• **Supplied data**:
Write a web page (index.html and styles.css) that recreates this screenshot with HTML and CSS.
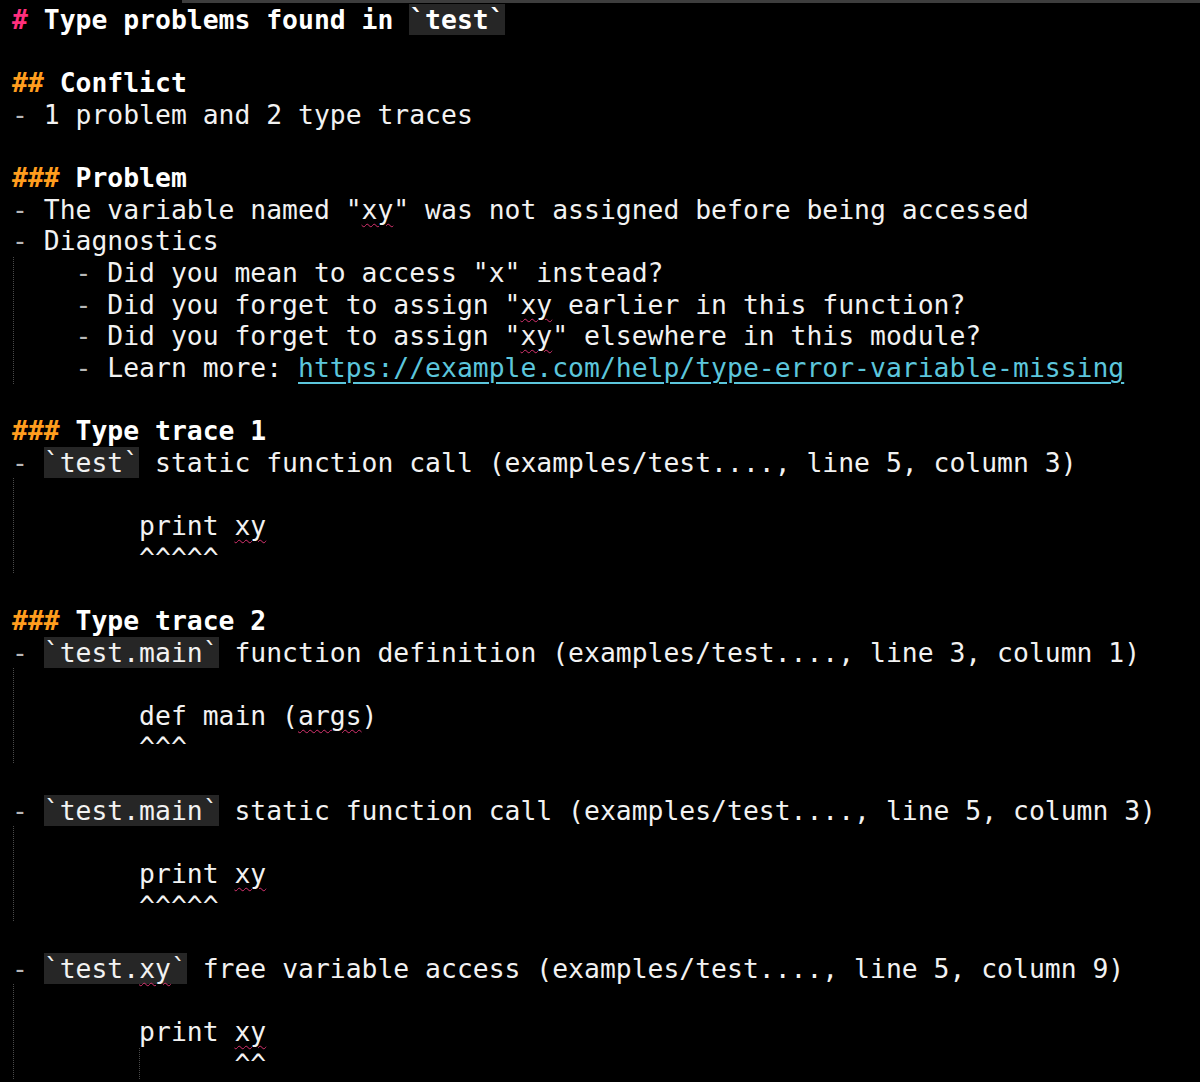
FILE: index.html
```html
<!DOCTYPE html>
<html lang="en">
<head>
<meta charset="utf-8">
<title>Type problems found in test</title>
<link rel="stylesheet" href="styles.css">
</head>
<body>
<div class="topbar"></div>
<main class="editor">
  <div class="line h1"><span class="m1">#</span> Type problems found in <code class="ic">`test`</code></div>
  <div class="line"> </div>
  <div class="line hd"><span class="m2">##</span> Conflict</div>
  <div class="line"><span class="dash">-</span> 1 problem and 2 type traces</div>
  <div class="line"> </div>
  <div class="line hd"><span class="m2">###</span> Problem</div>
  <div class="line"><span class="dash">-</span> The variable named "<span class="sq">xy</span>" was not assigned before being accessed</div>
  <div class="line"><span class="dash">-</span> Diagnostics</div>
  <div class="guide">
    <div class="line">    <span class="dash">-</span> Did you mean to access "x" instead?</div>
    <div class="line">    <span class="dash">-</span> Did you forget to assign "<span class="sq">xy</span> earlier in this function?</div>
    <div class="line">    <span class="dash">-</span> Did you forget to assign "<span class="sq">xy</span>" elsewhere in this module?</div>
    <div class="line">    <span class="dash">-</span> Learn more: <a class="link" href="#">https://example.com/help/type-error-variable-missing</a></div>
  </div>
  <div class="line"> </div>
  <div class="line hd"><span class="m2">###</span> Type trace 1</div>
  <div class="line"><span class="dash">-</span> <code class="ic">`test`</code> static function call (examples/test...., line 5, column 3)</div>
  <div class="guide">
    <div class="line"> </div>
    <div class="line">        print <span class="sq">xy</span></div>
    <div class="line">        ^^^^^</div>
  </div>
  <div class="line"> </div>
  <div class="line hd"><span class="m2">###</span> Type trace 2</div>
  <div class="line"><span class="dash">-</span> <code class="ic">`test.main`</code> function definition (examples/test...., line 3, column 1)</div>
  <div class="guide">
    <div class="line"> </div>
    <div class="line">        def main (<span class="sq">args</span>)</div>
    <div class="line">        ^^^</div>
  </div>
  <div class="line"> </div>
  <div class="line"><span class="dash">-</span> <code class="ic">`test.main`</code> static function call (examples/test...., line 5, column 3)</div>
  <div class="guide">
    <div class="line"> </div>
    <div class="line">        print <span class="sq">xy</span></div>
    <div class="line">        ^^^^^</div>
  </div>
  <div class="line"> </div>
  <div class="line"><span class="dash">-</span> <code class="ic">`test.<span class="sq">xy</span>`</code> free variable access (examples/test...., line 5, column 9)</div>
  <div class="guide">
    <div class="line"> </div>
    <div class="line">        print <span class="sq">xy</span></div>
    <div class="line"><span class="indent">        </span>      ^^</div>
  </div>
</main>
</body>
</html>
```
FILE: styles.css
```css
html, body {
  margin: 0;
  padding: 0;
  background: #000;
}
body {
  height: 1082px;
  overflow: hidden;
  font-family: "DejaVu Sans Mono", "Liberation Mono", monospace;
  font-size: 26.4px;
  color: #f2f2f2;
}
.topbar {
  height: 3px;
  margin-left: 182px;
  background: #3d3d3d;
}
.editor {
  padding: 1px 0 0 12px;
}
.line {
  white-space: pre;
  height: 31.625px;
  line-height: 31.625px;
}
.h1, .hd {
  font-weight: bold;
  color: #fff;
}
.m1 { color: #ff2f7d; }
.m2 { color: #ff9d1e; }
.dash {
  color: #b8b8b8;
}
.ic {
  font-family: inherit;
  font-size: inherit;
  background: #262626;
}
.sq {
  text-decoration: underline wavy #d8336f;
  text-decoration-thickness: 1px;
  text-underline-offset: 4px;
}
.link {
  color: #5cc6dc;
  text-decoration: underline;
  text-decoration-color: #5cc6dc;
  text-decoration-thickness: 2px;
  text-underline-offset: 5px;
}
.guide {
  margin-left: 1px;
  border-left: 1px dotted #4a4a4a;
}
.guide > .line {
  margin-left: -2px;
}
.indent {
  display: inline-block;
  height: 100%;
  vertical-align: top;
  border-right: 1px dotted #4a4a4a;
  margin-right: -1px;
}
```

• **Stated task**: Give the data above again in full and unchanged, skipping the pictures.

• **Solution to this task**:
Write a web page (index.html and styles.css) that recreates this screenshot with HTML and CSS.
FILE: index.html
```html
<!DOCTYPE html>
<html lang="en">
<head>
<meta charset="utf-8">
<title>Type problems found in test</title>
<link rel="stylesheet" href="styles.css">
</head>
<body>
<div class="topbar"></div>
<main class="editor">
  <div class="line h1"><span class="m1">#</span> Type problems found in <code class="ic">`test`</code></div>
  <div class="line"> </div>
  <div class="line hd"><span class="m2">##</span> Conflict</div>
  <div class="line"><span class="dash">-</span> 1 problem and 2 type traces</div>
  <div class="line"> </div>
  <div class="line hd"><span class="m2">###</span> Problem</div>
  <div class="line"><span class="dash">-</span> The variable named "<span class="sq">xy</span>" was not assigned before being accessed</div>
  <div class="line"><span class="dash">-</span> Diagnostics</div>
  <div class="guide">
    <div class="line">    <span class="dash">-</span> Did you mean to access "x" instead?</div>
    <div class="line">    <span class="dash">-</span> Did you forget to assign "<span class="sq">xy</span> earlier in this function?</div>
    <div class="line">    <span class="dash">-</span> Did you forget to assign "<span class="sq">xy</span>" elsewhere in this module?</div>
    <div class="line">    <span class="dash">-</span> Learn more: <a class="link" href="#">https://example.com/help/type-error-variable-missing</a></div>
  </div>
  <div class="line"> </div>
  <div class="line hd"><span class="m2">###</span> Type trace 1</div>
  <div class="line"><span class="dash">-</span> <code class="ic">`test`</code> static function call (examples/test...., line 5, column 3)</div>
  <div class="guide">
    <div class="line"> </div>
    <div class="line">        print <span class="sq">xy</span></div>
    <div class="line">        ^^^^^</div>
  </div>
  <div class="line"> </div>
  <div class="line hd"><span class="m2">###</span> Type trace 2</div>
  <div class="line"><span class="dash">-</span> <code class="ic">`test.main`</code> function definition (examples/test...., line 3, column 1)</div>
  <div class="guide">
    <div class="line"> </div>
    <div class="line">        def main (<span class="sq">args</span>)</div>
    <div class="line">        ^^^</div>
  </div>
  <div class="line"> </div>
  <div class="line"><span class="dash">-</span> <code class="ic">`test.main`</code> static function call (examples/test...., line 5, column 3)</div>
  <div class="guide">
    <div class="line"> </div>
    <div class="line">        print <span class="sq">xy</span></div>
    <div class="line">        ^^^^^</div>
  </div>
  <div class="line"> </div>
  <div class="line"><span class="dash">-</span> <code class="ic">`test.<span class="sq">xy</span>`</code> free variable access (examples/test...., line 5, column 9)</div>
  <div class="guide">
    <div class="line"> </div>
    <div class="line">        print <span class="sq">xy</span></div>
    <div class="line"><span class="indent">        </span>      ^^</div>
  </div>
</main>
</body>
</html>
```
FILE: styles.css
```css
html, body {
  margin: 0;
  padding: 0;
  background: #000;
}
body {
  height: 1082px;
  overflow: hidden;
  font-family: "DejaVu Sans Mono", "Liberation Mono", monospace;
  font-size: 26.4px;
  color: #f2f2f2;
}
.topbar {
  height: 3px;
  margin-left: 182px;
  background: #3d3d3d;
}
.editor {
  padding: 1px 0 0 12px;
}
.line {
  white-space: pre;
  height: 31.625px;
  line-height: 31.625px;
}
.h1, .hd {
  font-weight: bold;
  color: #fff;
}
.m1 { color: #ff2f7d; }
.m2 { color: #ff9d1e; }
.dash {
  color: #b8b8b8;
}
.ic {
  font-family: inherit;
  font-size: inherit;
  background: #262626;
}
.sq {
  text-decoration: underline wavy #d8336f;
  text-decoration-thickness: 1px;
  text-underline-offset: 4px;
}
.link {
  color: #5cc6dc;
  text-decoration: underline;
  text-decoration-color: #5cc6dc;
  text-decoration-thickness: 2px;
  text-underline-offset: 5px;
}
.guide {
  margin-left: 1px;
  border-left: 1px dotted #4a4a4a;
}
.guide > .line {
  margin-left: -2px;
}
.indent {
  display: inline-block;
  height: 100%;
  vertical-align: top;
  border-right: 1px dotted #4a4a4a;
  margin-right: -1px;
}
```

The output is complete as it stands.